▸ **Short task**
Reproduce exactly the lines starting at the line that contains "Emit a component" and ending at the line that contains "http://www.steemit.com". Omit pictures.

** Start of Exercise material **

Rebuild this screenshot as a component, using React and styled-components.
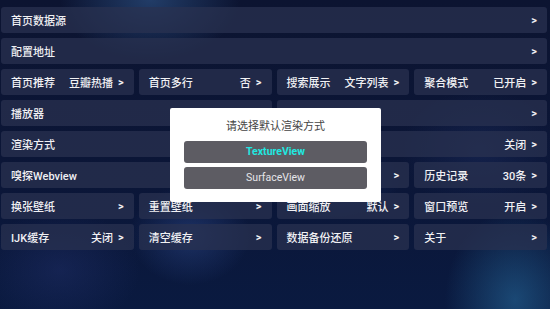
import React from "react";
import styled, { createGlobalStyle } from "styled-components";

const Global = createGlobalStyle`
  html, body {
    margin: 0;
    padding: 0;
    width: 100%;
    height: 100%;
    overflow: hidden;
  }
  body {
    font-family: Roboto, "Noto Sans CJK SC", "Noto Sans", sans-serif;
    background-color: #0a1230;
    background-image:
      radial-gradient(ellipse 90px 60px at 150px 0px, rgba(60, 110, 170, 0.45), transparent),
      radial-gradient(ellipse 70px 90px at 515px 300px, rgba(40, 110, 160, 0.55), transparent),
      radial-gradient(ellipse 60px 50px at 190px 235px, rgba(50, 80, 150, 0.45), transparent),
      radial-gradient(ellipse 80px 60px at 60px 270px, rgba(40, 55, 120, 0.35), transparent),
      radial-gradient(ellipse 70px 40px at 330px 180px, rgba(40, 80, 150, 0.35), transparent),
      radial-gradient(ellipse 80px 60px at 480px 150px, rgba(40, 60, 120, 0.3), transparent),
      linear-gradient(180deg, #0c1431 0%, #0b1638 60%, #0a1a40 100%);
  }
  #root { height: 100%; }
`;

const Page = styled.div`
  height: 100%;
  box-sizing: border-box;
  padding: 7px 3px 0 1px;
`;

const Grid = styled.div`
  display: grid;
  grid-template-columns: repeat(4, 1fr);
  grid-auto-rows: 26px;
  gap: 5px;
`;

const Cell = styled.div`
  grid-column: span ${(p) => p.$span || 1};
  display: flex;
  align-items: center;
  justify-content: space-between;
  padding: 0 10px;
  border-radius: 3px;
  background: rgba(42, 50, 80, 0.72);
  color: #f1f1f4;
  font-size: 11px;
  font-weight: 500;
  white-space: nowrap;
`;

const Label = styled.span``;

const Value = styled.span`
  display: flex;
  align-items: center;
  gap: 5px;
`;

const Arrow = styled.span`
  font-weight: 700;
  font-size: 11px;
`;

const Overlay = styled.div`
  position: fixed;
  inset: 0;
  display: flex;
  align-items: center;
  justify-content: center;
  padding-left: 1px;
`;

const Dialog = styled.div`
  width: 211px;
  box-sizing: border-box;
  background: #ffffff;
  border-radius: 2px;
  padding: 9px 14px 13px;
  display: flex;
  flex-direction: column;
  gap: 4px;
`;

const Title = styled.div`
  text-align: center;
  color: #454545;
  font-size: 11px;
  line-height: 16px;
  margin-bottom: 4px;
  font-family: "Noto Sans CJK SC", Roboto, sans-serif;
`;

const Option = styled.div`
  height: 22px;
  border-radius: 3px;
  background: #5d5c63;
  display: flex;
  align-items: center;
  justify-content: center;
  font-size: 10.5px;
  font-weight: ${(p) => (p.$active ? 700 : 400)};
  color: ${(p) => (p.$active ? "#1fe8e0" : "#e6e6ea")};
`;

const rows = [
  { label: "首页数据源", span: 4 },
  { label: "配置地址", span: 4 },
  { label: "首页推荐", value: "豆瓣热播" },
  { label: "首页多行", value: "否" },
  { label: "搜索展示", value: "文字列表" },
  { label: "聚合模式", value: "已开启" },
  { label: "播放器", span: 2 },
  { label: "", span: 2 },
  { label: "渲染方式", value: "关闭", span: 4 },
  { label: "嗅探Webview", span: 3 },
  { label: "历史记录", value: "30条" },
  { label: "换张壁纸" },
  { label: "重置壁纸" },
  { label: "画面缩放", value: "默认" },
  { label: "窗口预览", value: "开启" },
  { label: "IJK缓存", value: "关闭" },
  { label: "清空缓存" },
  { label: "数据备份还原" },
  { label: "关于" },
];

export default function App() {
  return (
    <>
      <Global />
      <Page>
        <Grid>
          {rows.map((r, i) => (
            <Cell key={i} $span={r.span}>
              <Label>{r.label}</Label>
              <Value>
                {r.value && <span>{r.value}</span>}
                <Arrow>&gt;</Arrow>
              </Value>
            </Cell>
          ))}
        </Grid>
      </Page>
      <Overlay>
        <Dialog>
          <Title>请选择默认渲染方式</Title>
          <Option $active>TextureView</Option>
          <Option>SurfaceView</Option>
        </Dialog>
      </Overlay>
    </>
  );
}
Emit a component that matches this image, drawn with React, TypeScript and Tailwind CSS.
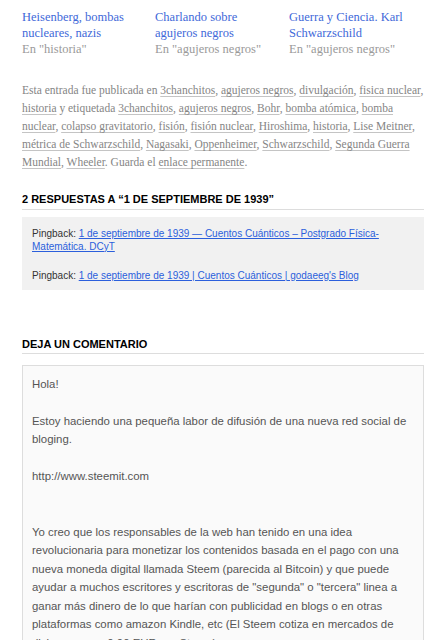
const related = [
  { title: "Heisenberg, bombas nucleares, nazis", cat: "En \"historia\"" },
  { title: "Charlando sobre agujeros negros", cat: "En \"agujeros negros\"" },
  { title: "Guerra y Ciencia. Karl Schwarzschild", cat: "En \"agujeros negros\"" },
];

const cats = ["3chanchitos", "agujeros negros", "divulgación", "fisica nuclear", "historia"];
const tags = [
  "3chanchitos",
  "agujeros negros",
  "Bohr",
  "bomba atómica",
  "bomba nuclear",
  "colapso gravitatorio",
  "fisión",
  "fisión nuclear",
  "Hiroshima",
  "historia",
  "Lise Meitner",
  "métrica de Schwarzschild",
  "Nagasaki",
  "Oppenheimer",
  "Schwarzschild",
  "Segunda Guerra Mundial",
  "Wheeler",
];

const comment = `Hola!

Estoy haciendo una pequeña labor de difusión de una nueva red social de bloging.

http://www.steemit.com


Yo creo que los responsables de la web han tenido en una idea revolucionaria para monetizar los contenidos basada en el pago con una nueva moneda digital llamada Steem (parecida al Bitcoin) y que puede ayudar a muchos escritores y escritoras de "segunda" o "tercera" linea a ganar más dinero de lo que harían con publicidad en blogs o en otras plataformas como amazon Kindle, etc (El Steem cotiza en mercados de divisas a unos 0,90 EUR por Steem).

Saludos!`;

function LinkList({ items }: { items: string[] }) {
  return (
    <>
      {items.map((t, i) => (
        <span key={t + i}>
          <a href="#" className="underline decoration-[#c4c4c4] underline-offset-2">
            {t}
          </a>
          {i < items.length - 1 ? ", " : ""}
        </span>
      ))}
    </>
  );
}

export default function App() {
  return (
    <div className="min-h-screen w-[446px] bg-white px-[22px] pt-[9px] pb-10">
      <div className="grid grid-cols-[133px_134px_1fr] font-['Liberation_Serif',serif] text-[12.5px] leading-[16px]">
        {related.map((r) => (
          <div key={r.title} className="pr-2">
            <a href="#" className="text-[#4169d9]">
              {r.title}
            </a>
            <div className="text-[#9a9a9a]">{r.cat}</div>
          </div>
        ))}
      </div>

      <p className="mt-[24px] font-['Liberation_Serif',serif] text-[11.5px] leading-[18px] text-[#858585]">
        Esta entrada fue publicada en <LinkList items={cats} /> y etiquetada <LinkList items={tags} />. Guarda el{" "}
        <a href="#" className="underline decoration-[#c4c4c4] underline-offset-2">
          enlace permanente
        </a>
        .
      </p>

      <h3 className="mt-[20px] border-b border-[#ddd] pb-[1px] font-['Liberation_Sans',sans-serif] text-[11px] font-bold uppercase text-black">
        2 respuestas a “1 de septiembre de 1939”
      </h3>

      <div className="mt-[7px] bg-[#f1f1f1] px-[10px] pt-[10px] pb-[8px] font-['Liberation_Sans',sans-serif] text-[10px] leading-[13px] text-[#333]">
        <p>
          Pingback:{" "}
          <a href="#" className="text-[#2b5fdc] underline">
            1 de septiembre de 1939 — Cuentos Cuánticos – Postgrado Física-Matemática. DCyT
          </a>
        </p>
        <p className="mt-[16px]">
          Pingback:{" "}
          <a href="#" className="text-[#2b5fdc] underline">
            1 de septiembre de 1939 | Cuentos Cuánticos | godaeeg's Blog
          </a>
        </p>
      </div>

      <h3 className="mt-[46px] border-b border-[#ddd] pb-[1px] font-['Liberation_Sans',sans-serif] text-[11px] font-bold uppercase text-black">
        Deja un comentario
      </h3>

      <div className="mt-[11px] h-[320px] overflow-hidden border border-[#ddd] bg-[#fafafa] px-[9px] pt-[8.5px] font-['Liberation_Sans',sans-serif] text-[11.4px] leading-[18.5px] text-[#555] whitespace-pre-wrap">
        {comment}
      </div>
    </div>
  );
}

** End of Exercise material **

▸ **Full solution**
Emit a component that matches this image, drawn with React, TypeScript and Tailwind CSS.
const related = [
  { title: "Heisenberg, bombas nucleares, nazis", cat: "En \"historia\"" },
  { title: "Charlando sobre agujeros negros", cat: "En \"agujeros negros\"" },
  { title: "Guerra y Ciencia. Karl Schwarzschild", cat: "En \"agujeros negros\"" },
];

const cats = ["3chanchitos", "agujeros negros", "divulgación", "fisica nuclear", "historia"];
const tags = [
  "3chanchitos",
  "agujeros negros",
  "Bohr",
  "bomba atómica",
  "bomba nuclear",
  "colapso gravitatorio",
  "fisión",
  "fisión nuclear",
  "Hiroshima",
  "historia",
  "Lise Meitner",
  "métrica de Schwarzschild",
  "Nagasaki",
  "Oppenheimer",
  "Schwarzschild",
  "Segunda Guerra Mundial",
  "Wheeler",
];

const comment = `Hola!

Estoy haciendo una pequeña labor de difusión de una nueva red social de bloging.

http://www.steemit.com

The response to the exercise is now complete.